A safety valve is a valve that acts as a fail-safe. An example of safety valve is a pressure relief valve (PRV), which automatically releases a substance from a boiler, pressure vessel, or other system, when the pressure or temperature exceeds preset limits. Pilot-operated relief valves are a specialized type of pressure safety valve. A leak tight, lower cost, single emergency use option would be a rupture disk.
Safety valves were first developed for use on steam boilers during the Industrial Revolution. Early boilers operating without them were prone to explosion unless carefully operated.
Vacuum safety valves (or combined pressure/vacuum safety valves) are used to prevent a tank from collapsing while it is being emptied, or when cold rinse water is used after hot CIP (clean-in-place) or SIP (sterilization-in-place) procedures. When sizing a vacuum safety valve, the calculation method is not defined in any norm, particularly in the hot CIP / cold water scenario, but some manufacturers have developed sizing simulations.
Function and design
The earliest and simplest safety valve was used on a 1679 steam digester and utilized a weight to retain the steam pressure (this design is still commonly used on pressure cookers); however, these were easily tampered with or accidentally released. On the Stockton and Darlington Railway, the safety valve tended to go off when the engine hit a bump in the track. A valve less sensitive to sudden accelerations used a spring to contain the steam pressure, but these (based on a Salter spring balance) could still be screwed down to increase the pressure beyond design limits. This dangerous practice was sometimes used to marginally increase the performance of a steam engine. In 1856, John Ramsbottom invented a tamper-proof spring safety valve that became universal on railways. The Ramsbottom valve consisted of two plug-type valves connected to each other by a spring-laden pivoting arm, with one valve element on either side of the pivot. Any adjustment made to one of valves in an attempt to increase its operating pressure would cause the other valve to be lifted off its seat, regardless of how the adjustment was attempted. The pivot point on the arm was not symmetrically between the valves, so any tightening of the spring would cause one of the valves to lift. Only by removing and disassembling the entire valve assembly could its operating pressure be adjusted, making impromptu 'tying down' of the valve by locomotive crews in search of more power impossible. The pivoting arm was commonly extended into a handle shape and fed back into the locomotive cab, allowing crews to 'rock' both valves off their seats to confirm they were set and operating correctly.

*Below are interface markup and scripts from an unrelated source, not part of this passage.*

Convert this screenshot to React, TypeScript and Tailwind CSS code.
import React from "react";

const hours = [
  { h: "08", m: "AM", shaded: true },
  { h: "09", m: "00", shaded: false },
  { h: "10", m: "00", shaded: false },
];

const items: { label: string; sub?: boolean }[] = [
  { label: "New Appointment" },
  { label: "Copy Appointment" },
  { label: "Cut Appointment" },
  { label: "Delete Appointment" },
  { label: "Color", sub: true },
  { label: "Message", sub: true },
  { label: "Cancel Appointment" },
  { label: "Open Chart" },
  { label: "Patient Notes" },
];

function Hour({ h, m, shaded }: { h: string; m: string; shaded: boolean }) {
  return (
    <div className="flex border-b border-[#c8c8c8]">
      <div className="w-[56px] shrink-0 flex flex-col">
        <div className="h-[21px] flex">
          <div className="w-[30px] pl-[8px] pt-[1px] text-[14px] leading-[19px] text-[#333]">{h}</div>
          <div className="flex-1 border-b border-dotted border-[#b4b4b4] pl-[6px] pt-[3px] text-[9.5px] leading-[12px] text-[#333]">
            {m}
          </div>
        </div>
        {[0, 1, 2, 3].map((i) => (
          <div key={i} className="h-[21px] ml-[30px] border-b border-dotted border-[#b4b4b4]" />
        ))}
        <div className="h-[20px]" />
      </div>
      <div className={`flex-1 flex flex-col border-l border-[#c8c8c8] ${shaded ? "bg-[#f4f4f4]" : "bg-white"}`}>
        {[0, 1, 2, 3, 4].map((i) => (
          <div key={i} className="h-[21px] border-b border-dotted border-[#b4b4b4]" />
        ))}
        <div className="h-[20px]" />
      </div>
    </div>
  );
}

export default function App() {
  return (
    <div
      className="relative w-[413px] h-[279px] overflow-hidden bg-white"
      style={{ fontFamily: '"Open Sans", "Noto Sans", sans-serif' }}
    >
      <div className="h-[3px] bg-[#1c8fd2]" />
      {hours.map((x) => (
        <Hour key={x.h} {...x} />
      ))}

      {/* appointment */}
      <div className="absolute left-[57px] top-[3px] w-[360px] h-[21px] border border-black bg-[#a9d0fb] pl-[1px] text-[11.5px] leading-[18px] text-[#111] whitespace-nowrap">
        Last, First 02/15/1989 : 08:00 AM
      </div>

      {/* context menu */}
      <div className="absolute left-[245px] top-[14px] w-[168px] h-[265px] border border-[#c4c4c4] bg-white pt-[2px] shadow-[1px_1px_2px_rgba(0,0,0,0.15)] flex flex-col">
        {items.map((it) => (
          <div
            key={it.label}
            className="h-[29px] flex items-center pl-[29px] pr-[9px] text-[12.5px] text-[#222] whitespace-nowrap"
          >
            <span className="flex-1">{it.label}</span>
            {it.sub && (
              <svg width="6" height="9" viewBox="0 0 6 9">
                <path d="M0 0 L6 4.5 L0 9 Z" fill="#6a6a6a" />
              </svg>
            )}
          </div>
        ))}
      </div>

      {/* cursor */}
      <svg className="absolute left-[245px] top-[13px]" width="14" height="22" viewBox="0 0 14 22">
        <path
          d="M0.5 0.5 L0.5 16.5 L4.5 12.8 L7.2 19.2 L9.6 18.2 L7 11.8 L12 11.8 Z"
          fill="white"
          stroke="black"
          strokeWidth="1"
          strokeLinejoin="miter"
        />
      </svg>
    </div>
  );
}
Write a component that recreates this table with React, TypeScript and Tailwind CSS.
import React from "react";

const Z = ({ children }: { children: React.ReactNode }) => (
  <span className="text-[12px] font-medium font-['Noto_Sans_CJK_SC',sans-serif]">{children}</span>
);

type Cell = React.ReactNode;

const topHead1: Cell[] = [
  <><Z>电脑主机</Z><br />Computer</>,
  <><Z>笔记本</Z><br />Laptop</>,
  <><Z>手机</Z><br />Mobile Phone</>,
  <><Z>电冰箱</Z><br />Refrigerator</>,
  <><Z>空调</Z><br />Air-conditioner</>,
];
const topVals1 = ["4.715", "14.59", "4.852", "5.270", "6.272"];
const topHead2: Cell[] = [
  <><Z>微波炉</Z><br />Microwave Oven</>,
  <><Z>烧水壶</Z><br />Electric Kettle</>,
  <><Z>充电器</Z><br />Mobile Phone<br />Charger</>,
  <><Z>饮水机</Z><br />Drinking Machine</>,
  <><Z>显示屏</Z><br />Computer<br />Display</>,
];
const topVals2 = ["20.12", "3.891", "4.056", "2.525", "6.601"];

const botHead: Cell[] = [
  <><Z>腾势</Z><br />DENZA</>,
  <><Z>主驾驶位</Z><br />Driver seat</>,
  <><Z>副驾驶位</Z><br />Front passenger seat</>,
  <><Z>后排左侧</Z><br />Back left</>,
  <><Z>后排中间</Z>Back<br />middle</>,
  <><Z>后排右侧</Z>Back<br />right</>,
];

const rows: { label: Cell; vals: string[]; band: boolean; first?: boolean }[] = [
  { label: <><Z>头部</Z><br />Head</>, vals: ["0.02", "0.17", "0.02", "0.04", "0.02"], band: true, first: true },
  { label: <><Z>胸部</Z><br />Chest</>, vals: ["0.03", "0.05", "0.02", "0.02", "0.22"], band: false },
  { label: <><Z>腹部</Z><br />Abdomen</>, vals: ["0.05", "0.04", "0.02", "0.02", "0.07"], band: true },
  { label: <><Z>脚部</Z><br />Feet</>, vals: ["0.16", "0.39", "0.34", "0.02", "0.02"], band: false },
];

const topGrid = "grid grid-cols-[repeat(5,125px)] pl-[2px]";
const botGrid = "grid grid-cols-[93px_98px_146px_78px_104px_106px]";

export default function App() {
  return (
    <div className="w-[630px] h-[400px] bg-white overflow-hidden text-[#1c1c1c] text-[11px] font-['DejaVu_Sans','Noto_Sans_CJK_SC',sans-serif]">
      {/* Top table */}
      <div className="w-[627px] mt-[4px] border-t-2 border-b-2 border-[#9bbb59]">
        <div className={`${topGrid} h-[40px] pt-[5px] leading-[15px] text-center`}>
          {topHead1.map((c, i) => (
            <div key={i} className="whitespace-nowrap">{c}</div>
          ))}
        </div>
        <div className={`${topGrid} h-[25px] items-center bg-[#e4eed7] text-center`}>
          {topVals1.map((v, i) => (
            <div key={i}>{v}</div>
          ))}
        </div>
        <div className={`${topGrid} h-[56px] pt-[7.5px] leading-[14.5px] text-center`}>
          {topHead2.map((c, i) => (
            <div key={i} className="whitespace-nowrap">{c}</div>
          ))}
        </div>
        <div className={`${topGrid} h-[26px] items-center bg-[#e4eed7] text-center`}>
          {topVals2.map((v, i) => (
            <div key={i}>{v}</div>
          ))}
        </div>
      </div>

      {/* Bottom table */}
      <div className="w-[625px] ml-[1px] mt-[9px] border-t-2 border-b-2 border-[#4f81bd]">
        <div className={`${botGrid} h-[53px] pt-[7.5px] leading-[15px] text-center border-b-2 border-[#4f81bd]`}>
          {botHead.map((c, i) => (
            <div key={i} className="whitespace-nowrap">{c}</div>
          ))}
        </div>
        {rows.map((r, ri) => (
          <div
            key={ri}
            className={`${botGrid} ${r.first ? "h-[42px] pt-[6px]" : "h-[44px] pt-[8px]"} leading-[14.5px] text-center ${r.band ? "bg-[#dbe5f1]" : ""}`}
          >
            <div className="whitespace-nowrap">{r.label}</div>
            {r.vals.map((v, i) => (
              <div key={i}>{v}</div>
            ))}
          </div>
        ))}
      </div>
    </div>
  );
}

Safety valves also evolved to protect equipment such as pressure vessels (fired or not) and heat exchangers. The term safety valve should be limited to compressible fluid applications (gas, vapour, or steam).

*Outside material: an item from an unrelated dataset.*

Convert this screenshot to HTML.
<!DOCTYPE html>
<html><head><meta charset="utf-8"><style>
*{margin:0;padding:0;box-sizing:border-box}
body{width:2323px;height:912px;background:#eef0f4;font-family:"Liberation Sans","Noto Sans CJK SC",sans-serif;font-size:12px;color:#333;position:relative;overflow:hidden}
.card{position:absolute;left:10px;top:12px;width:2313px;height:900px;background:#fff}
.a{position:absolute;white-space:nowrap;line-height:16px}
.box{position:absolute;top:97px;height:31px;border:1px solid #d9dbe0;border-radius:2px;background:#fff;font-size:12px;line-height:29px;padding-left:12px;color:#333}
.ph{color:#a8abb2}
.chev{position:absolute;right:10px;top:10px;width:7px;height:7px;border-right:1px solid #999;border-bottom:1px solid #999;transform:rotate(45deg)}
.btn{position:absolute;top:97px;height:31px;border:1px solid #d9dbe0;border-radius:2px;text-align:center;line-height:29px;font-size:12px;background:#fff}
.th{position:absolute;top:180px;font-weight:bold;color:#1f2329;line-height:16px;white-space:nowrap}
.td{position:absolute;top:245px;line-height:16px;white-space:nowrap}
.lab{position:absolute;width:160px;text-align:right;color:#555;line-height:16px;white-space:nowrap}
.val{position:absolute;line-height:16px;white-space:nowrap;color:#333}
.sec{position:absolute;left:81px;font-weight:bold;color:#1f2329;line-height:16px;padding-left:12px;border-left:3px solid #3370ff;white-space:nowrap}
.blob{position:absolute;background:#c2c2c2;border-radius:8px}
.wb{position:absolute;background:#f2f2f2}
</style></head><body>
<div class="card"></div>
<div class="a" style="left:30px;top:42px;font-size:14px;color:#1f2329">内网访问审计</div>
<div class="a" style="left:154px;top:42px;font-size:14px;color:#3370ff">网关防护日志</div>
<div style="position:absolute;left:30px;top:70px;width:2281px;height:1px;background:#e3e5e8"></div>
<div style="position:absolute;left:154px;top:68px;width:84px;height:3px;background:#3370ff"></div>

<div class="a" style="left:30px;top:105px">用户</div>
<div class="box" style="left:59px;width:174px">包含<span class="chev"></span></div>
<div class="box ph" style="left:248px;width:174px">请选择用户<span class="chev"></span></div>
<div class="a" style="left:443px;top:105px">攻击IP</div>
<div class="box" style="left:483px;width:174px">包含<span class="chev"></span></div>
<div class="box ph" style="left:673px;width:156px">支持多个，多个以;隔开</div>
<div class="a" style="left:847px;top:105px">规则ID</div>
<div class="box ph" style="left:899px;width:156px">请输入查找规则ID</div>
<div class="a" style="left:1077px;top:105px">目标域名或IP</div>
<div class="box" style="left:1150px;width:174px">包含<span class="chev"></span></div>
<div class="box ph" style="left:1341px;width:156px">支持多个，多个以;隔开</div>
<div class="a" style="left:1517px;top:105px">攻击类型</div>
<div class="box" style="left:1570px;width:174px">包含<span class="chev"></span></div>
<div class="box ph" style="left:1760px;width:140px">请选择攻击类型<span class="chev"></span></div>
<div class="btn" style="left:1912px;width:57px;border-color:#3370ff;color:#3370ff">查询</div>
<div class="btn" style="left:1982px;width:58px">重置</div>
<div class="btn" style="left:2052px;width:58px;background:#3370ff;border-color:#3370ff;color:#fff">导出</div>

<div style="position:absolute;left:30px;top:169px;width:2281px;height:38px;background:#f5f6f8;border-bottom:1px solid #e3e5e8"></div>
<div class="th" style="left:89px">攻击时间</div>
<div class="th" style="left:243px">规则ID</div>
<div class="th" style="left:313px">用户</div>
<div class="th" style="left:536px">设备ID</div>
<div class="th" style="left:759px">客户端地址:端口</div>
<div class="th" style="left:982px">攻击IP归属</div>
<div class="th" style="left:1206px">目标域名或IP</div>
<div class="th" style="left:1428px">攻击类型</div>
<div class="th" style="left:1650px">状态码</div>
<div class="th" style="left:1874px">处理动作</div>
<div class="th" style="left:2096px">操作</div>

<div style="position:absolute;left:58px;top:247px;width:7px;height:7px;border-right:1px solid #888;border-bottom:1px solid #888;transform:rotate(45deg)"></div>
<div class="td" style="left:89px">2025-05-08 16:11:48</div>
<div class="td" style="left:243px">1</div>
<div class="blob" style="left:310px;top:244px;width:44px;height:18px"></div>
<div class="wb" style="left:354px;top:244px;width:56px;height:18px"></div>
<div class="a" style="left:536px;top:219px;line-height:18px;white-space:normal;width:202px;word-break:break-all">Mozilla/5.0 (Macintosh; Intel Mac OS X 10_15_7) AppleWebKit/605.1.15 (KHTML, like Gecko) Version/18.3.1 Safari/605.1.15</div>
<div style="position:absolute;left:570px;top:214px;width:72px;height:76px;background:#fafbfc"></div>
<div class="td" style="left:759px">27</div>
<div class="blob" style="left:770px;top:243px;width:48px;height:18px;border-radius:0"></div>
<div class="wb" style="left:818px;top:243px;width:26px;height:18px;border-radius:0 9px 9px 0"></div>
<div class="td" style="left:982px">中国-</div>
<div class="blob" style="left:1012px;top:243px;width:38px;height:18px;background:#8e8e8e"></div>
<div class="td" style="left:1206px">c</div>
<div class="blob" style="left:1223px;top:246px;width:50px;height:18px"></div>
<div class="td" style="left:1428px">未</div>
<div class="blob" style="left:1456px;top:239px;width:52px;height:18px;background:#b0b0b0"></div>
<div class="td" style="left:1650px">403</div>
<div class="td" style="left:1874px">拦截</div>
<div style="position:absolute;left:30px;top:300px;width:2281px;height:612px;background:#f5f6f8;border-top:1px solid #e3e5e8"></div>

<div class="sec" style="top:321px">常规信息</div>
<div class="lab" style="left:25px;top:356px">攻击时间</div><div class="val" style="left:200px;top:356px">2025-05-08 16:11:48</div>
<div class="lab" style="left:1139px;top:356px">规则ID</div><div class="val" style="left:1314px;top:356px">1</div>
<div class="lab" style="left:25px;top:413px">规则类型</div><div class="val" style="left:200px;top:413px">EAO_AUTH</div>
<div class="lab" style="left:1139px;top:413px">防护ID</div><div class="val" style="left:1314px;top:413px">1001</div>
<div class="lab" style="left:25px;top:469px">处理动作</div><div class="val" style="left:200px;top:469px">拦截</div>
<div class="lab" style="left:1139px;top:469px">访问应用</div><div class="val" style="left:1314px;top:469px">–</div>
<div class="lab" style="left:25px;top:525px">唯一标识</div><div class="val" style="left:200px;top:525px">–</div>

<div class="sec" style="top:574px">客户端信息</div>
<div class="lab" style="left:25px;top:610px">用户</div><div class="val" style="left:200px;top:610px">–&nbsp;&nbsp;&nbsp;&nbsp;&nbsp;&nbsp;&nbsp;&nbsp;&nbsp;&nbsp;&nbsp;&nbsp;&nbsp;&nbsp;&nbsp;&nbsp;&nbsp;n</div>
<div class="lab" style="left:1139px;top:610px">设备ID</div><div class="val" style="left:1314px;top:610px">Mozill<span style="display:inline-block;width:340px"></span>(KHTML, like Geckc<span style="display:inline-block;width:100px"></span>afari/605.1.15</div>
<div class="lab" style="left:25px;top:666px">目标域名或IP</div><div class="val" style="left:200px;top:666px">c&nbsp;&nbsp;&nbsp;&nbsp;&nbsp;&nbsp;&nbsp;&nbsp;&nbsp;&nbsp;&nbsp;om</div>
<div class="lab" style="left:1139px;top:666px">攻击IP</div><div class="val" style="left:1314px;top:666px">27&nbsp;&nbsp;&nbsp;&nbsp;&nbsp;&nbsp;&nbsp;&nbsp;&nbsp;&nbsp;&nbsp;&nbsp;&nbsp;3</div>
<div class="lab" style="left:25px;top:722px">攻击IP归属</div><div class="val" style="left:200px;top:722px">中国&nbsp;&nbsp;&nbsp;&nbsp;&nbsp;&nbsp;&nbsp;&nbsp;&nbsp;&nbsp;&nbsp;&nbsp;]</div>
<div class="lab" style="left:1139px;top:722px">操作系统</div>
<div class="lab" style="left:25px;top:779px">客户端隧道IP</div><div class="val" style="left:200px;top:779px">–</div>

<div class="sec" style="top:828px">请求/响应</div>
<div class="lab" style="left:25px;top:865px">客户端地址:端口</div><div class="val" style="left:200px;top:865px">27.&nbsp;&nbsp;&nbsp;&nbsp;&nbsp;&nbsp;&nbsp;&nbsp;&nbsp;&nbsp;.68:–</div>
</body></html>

The two general types of protection encountered in industry are thermal protection and flow protection.
For liquid-packed vessels, thermal relief valves are generally characterized by the relatively small size of the valve necessary to provide protection from excess pressure caused by thermal expansion. In this case a small valve is adequate because most liquids are nearly incompressible, and so a relatively small amount of fluid discharged through the relief valve will produce a substantial reduction in pressure.

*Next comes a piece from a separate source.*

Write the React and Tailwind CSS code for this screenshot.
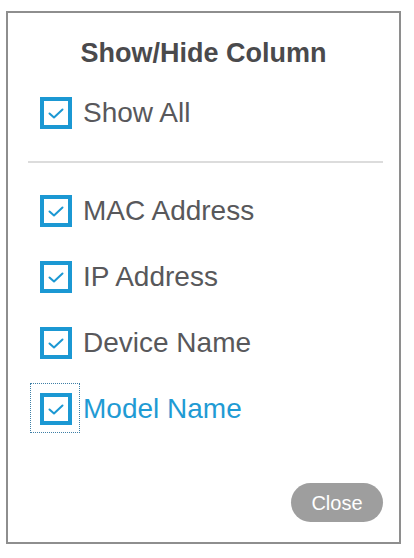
import { useState } from 'react';

const columns = ['MAC Address', 'IP Address', 'Device Name', 'Model Name'];

function CheckBox({ checked }) {
  return (
    <span className="w-[32px] h-[32px] border-4 border-[#1b98d3] flex items-center justify-center shrink-0 bg-white">
      {checked && (
        <svg width="24" height="24" viewBox="0 0 24 24" fill="none">
          <polyline
            points="5.5,12.5 10,16.5 18.5,8.5"
            stroke="#1b98d3"
            strokeWidth="2"
            strokeLinecap="round"
            strokeLinejoin="round"
          />
        </svg>
      )}
    </span>
  );
}

export default function App() {
  const [shown, setShown] = useState(columns.map(() => true));
  const focused = 3;

  return (
    <div className="w-[414px] h-[558px] bg-white pt-[11px] pl-[6px] font-['Liberation_Sans',Arial,sans-serif]">
      <div className="w-[395px] h-[533px] border-2 border-[#8e8e8e] flex flex-col">
        {/* Title */}
        <h2 className="mt-[24px] text-center text-[27px] leading-[32px] font-bold text-[#4a4a4c]">
          Show/Hide Column
        </h2>

        {/* Show all */}
        <label className="mt-[28px] ml-[32px] flex items-center gap-[11px] h-[32px]">
          <CheckBox checked={shown.every(Boolean)} />
          <span className="text-[28px] leading-[32px] text-[#58585b]">Show All</span>
        </label>

        <div className="mt-[32px] ml-[20px] mr-[16px] h-[2px] bg-[#dcdcdc]" />

        {/* Column list */}
        <div className="mt-[32px] ml-[32px] flex flex-col gap-[34px]">
          {columns.map((col, i) => (
            <label
              key={col}
              className="flex items-center gap-[11px] h-[32px]"
              onClick={() => setShown(shown.map((v, j) => (j === i ? !v : v)))}
            >
              <span className="relative">
                <CheckBox checked={shown[i]} />
                {i === focused && (
                  <span className="absolute -left-[10px] -top-[10px] w-[50px] h-[50px] border border-dotted border-[#3f7fa6]" />
                )}
              </span>
              <span
                className={
                  i === focused
                    ? 'text-[28px] leading-[32px] text-[#1f9bd4]'
                    : 'text-[28px] leading-[32px] text-[#58585b]'
                }
              >
                {col}
              </span>
            </label>
          ))}
        </div>

        <button className="mt-auto mb-[20px] mr-[16px] self-end w-[92px] h-[39px] rounded-full bg-[#9e9e9e] text-white text-[20px] leading-none">
          Close
        </button>
      </div>
    </div>
  );
}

Flow protection is characterized by safety valves that are considerably larger than those mounted for thermal protection. They are generally sized for use in situations where significant quantities of gas or high volumes of liquid must be quickly discharged in order to protect the integrity of the vessel or pipeline. This protection can alternatively be achieved by installing a high integrity pressure protection system (HIPPS).